What needs to be done:
Copy everything in the listing below word for word, apart from any images.

***** Data for this task

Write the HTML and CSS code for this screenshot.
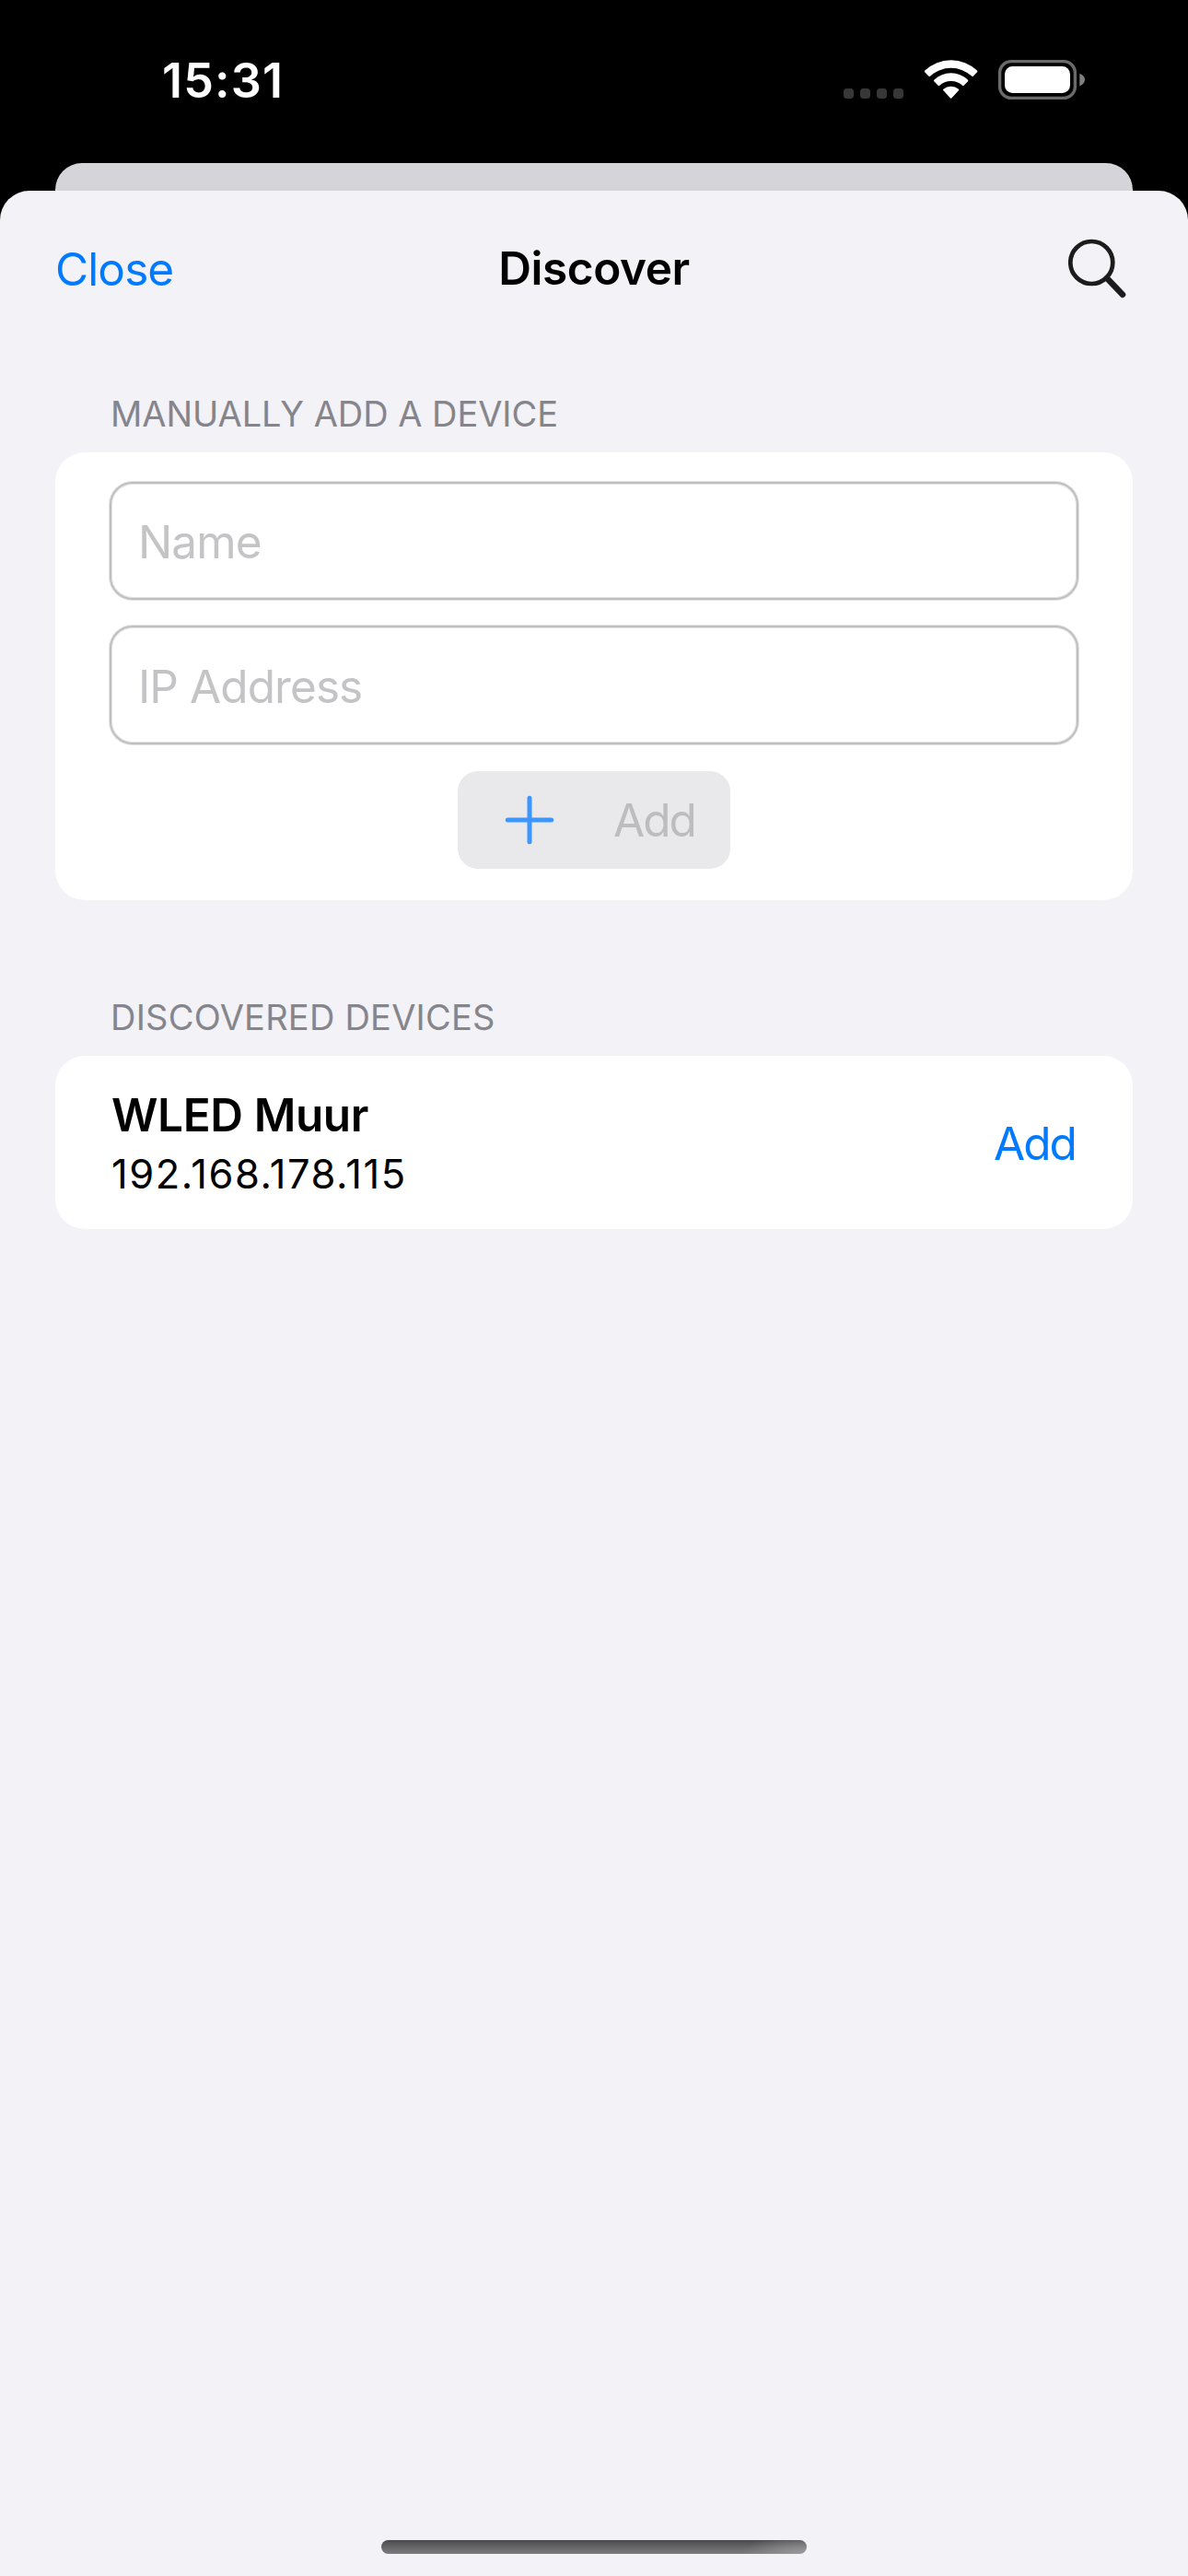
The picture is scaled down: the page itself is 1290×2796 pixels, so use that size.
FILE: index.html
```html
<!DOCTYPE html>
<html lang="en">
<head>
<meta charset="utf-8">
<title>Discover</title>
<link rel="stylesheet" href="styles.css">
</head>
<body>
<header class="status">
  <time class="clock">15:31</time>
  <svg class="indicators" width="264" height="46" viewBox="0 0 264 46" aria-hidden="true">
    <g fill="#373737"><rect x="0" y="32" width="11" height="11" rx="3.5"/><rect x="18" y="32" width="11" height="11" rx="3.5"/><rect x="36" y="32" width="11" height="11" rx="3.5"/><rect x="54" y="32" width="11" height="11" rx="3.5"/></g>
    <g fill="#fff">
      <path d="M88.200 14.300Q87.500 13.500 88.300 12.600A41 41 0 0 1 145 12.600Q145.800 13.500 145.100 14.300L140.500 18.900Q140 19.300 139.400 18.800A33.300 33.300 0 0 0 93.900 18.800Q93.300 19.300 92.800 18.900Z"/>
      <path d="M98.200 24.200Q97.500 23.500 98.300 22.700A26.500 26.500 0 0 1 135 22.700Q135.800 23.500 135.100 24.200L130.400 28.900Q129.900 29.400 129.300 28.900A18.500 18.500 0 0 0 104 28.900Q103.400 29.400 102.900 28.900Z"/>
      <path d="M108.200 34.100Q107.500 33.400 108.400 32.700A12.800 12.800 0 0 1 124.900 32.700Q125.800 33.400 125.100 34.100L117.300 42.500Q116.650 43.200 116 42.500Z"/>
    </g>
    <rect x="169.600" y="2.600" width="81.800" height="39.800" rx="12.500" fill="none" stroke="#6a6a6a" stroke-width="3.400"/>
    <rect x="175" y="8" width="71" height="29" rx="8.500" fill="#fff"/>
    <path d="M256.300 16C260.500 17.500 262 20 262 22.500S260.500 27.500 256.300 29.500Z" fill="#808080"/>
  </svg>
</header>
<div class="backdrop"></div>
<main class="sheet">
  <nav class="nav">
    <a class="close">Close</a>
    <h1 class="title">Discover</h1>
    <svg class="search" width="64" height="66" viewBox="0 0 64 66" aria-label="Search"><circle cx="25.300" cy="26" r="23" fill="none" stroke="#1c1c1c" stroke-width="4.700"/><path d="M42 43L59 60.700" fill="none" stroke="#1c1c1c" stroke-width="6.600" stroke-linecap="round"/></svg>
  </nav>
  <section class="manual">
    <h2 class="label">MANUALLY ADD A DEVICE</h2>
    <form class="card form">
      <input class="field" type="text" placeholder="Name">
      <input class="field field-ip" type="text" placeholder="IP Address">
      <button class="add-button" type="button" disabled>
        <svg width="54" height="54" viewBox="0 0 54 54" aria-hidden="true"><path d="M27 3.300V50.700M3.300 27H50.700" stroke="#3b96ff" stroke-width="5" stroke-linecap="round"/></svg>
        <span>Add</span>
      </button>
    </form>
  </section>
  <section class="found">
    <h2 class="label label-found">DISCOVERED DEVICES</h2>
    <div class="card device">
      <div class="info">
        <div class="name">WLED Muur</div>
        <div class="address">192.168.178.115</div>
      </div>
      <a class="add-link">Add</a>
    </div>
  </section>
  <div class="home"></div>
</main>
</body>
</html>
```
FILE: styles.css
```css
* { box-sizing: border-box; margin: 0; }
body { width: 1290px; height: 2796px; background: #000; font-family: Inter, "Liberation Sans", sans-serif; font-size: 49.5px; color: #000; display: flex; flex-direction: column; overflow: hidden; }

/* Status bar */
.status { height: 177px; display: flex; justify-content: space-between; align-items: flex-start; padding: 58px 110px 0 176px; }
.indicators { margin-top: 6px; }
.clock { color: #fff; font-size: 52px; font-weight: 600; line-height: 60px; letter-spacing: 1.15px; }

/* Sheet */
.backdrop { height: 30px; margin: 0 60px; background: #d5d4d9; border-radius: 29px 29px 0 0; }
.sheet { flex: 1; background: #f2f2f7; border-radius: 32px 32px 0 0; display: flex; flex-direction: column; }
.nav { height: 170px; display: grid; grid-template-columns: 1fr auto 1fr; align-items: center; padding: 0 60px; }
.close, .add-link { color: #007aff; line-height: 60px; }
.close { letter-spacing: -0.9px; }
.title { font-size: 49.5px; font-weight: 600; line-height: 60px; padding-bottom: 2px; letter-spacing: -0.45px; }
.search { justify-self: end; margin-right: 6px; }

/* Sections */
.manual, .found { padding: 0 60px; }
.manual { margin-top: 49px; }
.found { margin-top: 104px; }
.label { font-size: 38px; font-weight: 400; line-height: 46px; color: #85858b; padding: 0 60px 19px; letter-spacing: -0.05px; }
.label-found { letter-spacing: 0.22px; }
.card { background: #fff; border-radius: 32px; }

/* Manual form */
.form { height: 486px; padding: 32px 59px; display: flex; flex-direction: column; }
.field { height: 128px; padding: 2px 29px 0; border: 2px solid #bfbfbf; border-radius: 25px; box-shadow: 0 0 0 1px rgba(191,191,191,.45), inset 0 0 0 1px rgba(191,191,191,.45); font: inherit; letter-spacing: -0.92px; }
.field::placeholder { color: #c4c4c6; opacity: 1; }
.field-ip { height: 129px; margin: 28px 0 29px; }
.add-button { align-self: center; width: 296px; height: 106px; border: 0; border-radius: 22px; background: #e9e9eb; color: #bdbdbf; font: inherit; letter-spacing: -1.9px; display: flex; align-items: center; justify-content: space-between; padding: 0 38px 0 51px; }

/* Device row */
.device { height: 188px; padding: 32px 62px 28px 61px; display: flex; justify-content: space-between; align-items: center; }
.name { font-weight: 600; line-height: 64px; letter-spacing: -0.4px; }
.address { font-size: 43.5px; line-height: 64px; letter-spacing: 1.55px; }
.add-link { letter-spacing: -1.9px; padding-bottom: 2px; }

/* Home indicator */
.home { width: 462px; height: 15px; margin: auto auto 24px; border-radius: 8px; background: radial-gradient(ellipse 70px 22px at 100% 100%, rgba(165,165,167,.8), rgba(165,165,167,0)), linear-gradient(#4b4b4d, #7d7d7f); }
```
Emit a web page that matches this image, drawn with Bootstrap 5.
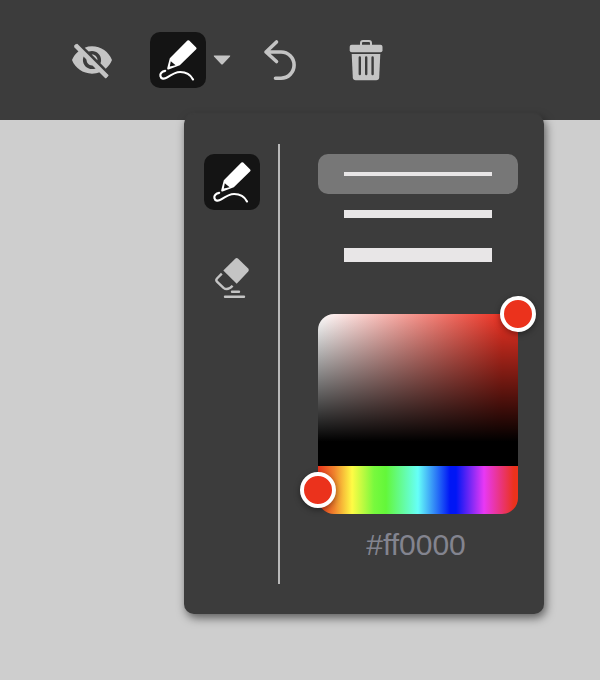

**********

Result of the task:
Write the HTML and CSS code for this screenshot.
The picture is scaled down: the page itself is 1290×2796 pixels, so use that size.
FILE: index.html
```html
<!DOCTYPE html>
<html lang="en">
<head>
<meta charset="utf-8">
<title>Discover</title>
<link rel="stylesheet" href="styles.css">
</head>
<body>
<header class="status">
  <time class="clock">15:31</time>
  <svg class="indicators" width="264" height="46" viewBox="0 0 264 46" aria-hidden="true">
    <g fill="#373737"><rect x="0" y="32" width="11" height="11" rx="3.5"/><rect x="18" y="32" width="11" height="11" rx="3.5"/><rect x="36" y="32" width="11" height="11" rx="3.5"/><rect x="54" y="32" width="11" height="11" rx="3.5"/></g>
    <g fill="#fff">
      <path d="M88.200 14.300Q87.500 13.500 88.300 12.600A41 41 0 0 1 145 12.600Q145.800 13.500 145.100 14.300L140.500 18.900Q140 19.300 139.400 18.800A33.300 33.300 0 0 0 93.900 18.800Q93.300 19.300 92.800 18.900Z"/>
      <path d="M98.200 24.200Q97.500 23.500 98.300 22.700A26.500 26.500 0 0 1 135 22.700Q135.800 23.500 135.100 24.200L130.400 28.900Q129.900 29.400 129.300 28.900A18.500 18.500 0 0 0 104 28.900Q103.400 29.400 102.900 28.900Z"/>
      <path d="M108.200 34.100Q107.500 33.400 108.400 32.700A12.800 12.800 0 0 1 124.900 32.700Q125.800 33.400 125.100 34.100L117.300 42.500Q116.650 43.200 116 42.500Z"/>
    </g>
    <rect x="169.600" y="2.600" width="81.800" height="39.800" rx="12.500" fill="none" stroke="#6a6a6a" stroke-width="3.400"/>
    <rect x="175" y="8" width="71" height="29" rx="8.500" fill="#fff"/>
    <path d="M256.300 16C260.500 17.500 262 20 262 22.500S260.500 27.500 256.300 29.500Z" fill="#808080"/>
  </svg>
</header>
<div class="backdrop"></div>
<main class="sheet">
  <nav class="nav">
    <a class="close">Close</a>
    <h1 class="title">Discover</h1>
    <svg class="search" width="64" height="66" viewBox="0 0 64 66" aria-label="Search"><circle cx="25.300" cy="26" r="23" fill="none" stroke="#1c1c1c" stroke-width="4.700"/><path d="M42 43L59 60.700" fill="none" stroke="#1c1c1c" stroke-width="6.600" stroke-linecap="round"/></svg>
  </nav>
  <section class="manual">
    <h2 class="label">MANUALLY ADD A DEVICE</h2>
    <form class="card form">
      <input class="field" type="text" placeholder="Name">
      <input class="field field-ip" type="text" placeholder="IP Address">
      <button class="add-button" type="button" disabled>
        <svg width="54" height="54" viewBox="0 0 54 54" aria-hidden="true"><path d="M27 3.300V50.700M3.300 27H50.700" stroke="#3b96ff" stroke-width="5" stroke-linecap="round"/></svg>
        <span>Add</span>
      </button>
    </form>
  </section>
  <section class="found">
    <h2 class="label label-found">DISCOVERED DEVICES</h2>
    <div class="card device">
      <div class="info">
        <div class="name">WLED Muur</div>
        <div class="address">192.168.178.115</div>
      </div>
      <a class="add-link">Add</a>
    </div>
  </section>
  <div class="home"></div>
</main>
</body>
</html>
```
FILE: styles.css
```css
* { box-sizing: border-box; margin: 0; }
body { width: 1290px; height: 2796px; background: #000; font-family: Inter, "Liberation Sans", sans-serif; font-size: 49.5px; color: #000; display: flex; flex-direction: column; overflow: hidden; }

/* Status bar */
.status { height: 177px; display: flex; justify-content: space-between; align-items: flex-start; padding: 58px 110px 0 176px; }
.indicators { margin-top: 6px; }
.clock { color: #fff; font-size: 52px; font-weight: 600; line-height: 60px; letter-spacing: 1.15px; }

/* Sheet */
.backdrop { height: 30px; margin: 0 60px; background: #d5d4d9; border-radius: 29px 29px 0 0; }
.sheet { flex: 1; background: #f2f2f7; border-radius: 32px 32px 0 0; display: flex; flex-direction: column; }
.nav { height: 170px; display: grid; grid-template-columns: 1fr auto 1fr; align-items: center; padding: 0 60px; }
.close, .add-link { color: #007aff; line-height: 60px; }
.close { letter-spacing: -0.9px; }
.title { font-size: 49.5px; font-weight: 600; line-height: 60px; padding-bottom: 2px; letter-spacing: -0.45px; }
.search { justify-self: end; margin-right: 6px; }

/* Sections */
.manual, .found { padding: 0 60px; }
.manual { margin-top: 49px; }
.found { margin-top: 104px; }
.label { font-size: 38px; font-weight: 400; line-height: 46px; color: #85858b; padding: 0 60px 19px; letter-spacing: -0.05px; }
.label-found { letter-spacing: 0.22px; }
.card { background: #fff; border-radius: 32px; }

/* Manual form */
.form { height: 486px; padding: 32px 59px; display: flex; flex-direction: column; }
.field { height: 128px; padding: 2px 29px 0; border: 2px solid #bfbfbf; border-radius: 25px; box-shadow: 0 0 0 1px rgba(191,191,191,.45), inset 0 0 0 1px rgba(191,191,191,.45); font: inherit; letter-spacing: -0.92px; }
.field::placeholder { color: #c4c4c6; opacity: 1; }
.field-ip { height: 129px; margin: 28px 0 29px; }
.add-button { align-self: center; width: 296px; height: 106px; border: 0; border-radius: 22px; background: #e9e9eb; color: #bdbdbf; font: inherit; letter-spacing: -1.9px; display: flex; align-items: center; justify-content: space-between; padding: 0 38px 0 51px; }

/* Device row */
.device { height: 188px; padding: 32px 62px 28px 61px; display: flex; justify-content: space-between; align-items: center; }
.name { font-weight: 600; line-height: 64px; letter-spacing: -0.4px; }
.address { font-size: 43.5px; line-height: 64px; letter-spacing: 1.55px; }
.add-link { letter-spacing: -1.9px; padding-bottom: 2px; }

/* Home indicator */
.home { width: 462px; height: 15px; margin: auto auto 24px; border-radius: 8px; background: radial-gradient(ellipse 70px 22px at 100% 100%, rgba(165,165,167,.8), rgba(165,165,167,0)), linear-gradient(#4b4b4d, #7d7d7f); }
```
Emit a web page that matches this image, drawn with Bootstrap 5.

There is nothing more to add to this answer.